Anonymous wrote:Anonymous wrote:I see a lot of soft approvals for these 'charities', likely from parents who are doing it for their kids.
If this scam is OK, what's wrong with claiming on your common app that you did some charity work (e.g. volunteered at a food bank) consistently for 4 years. How will the college AOs even check?
If you are about to jump on me about "teaching kids to lie", etc. just shut it!
+ 1. My kid doesn't care for charity work. We for sure are doing this in his common app. Minor scam in the grand scheme of DCUM scams.
Anonymous wrote:Anonymous wrote:Anonymous wrote:I can't believe the colleges don't see right through this. My guess is they do, and just go![]()
Perhaps they do. But many of the ED admits to highly selective schools that are seniors at our DC private ALL have started one of these types of organizations.
They all have websites, with very similar elements. Best of all, one of them is an organization supporting girls who start organizations. That's rich.
I'm going to have my kid start an organization supporting girls who start organizations that support girls who start organizations. Harvard here we come.
In all seriousness, I'm bummed colleges fall for this. All of these faux 501c3s are done and dusted by the time the kid graduates from high school.
Anonymous wrote:Anonymous wrote:At our school, this started last year and has really accelerated with this year’s senior class. And not just non-profits, but also starting small businesses. Personally don’t like that colleges are rewarding kids starting something and ditching it once apps are done vs. helping established non-profits or learning to work at a typical summer job.
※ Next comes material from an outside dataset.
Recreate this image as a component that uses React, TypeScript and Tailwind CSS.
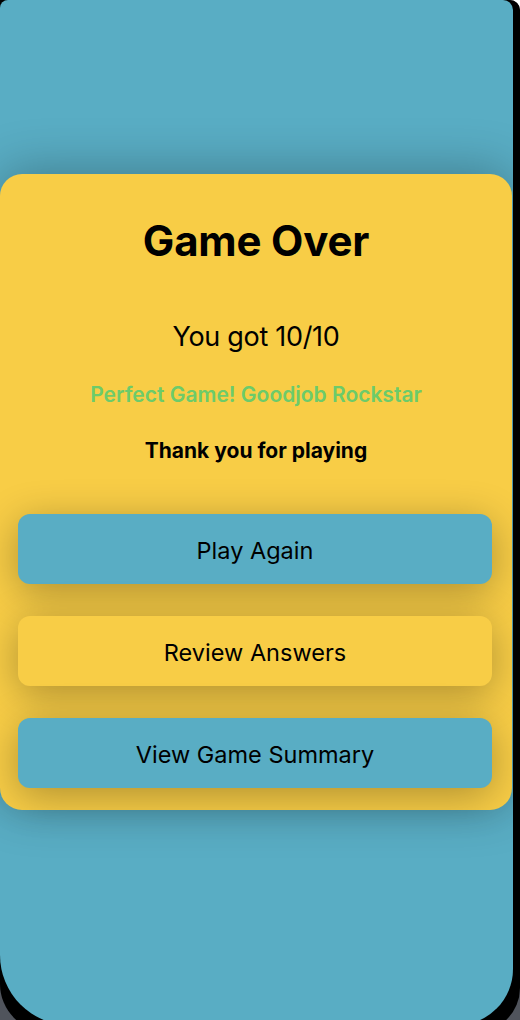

I agree. In my opinion, starting small businesses is similarly ill-advised. Kids don't know what they don't know, and if starting and running a business were a true goal, they would learn from others first by...working for a business. "Started my own business" may sound impressive to a teenager, but adults should know better, that such situations are really the blind leading the blind, and under sort-of false pretenses (college admissions) to boot.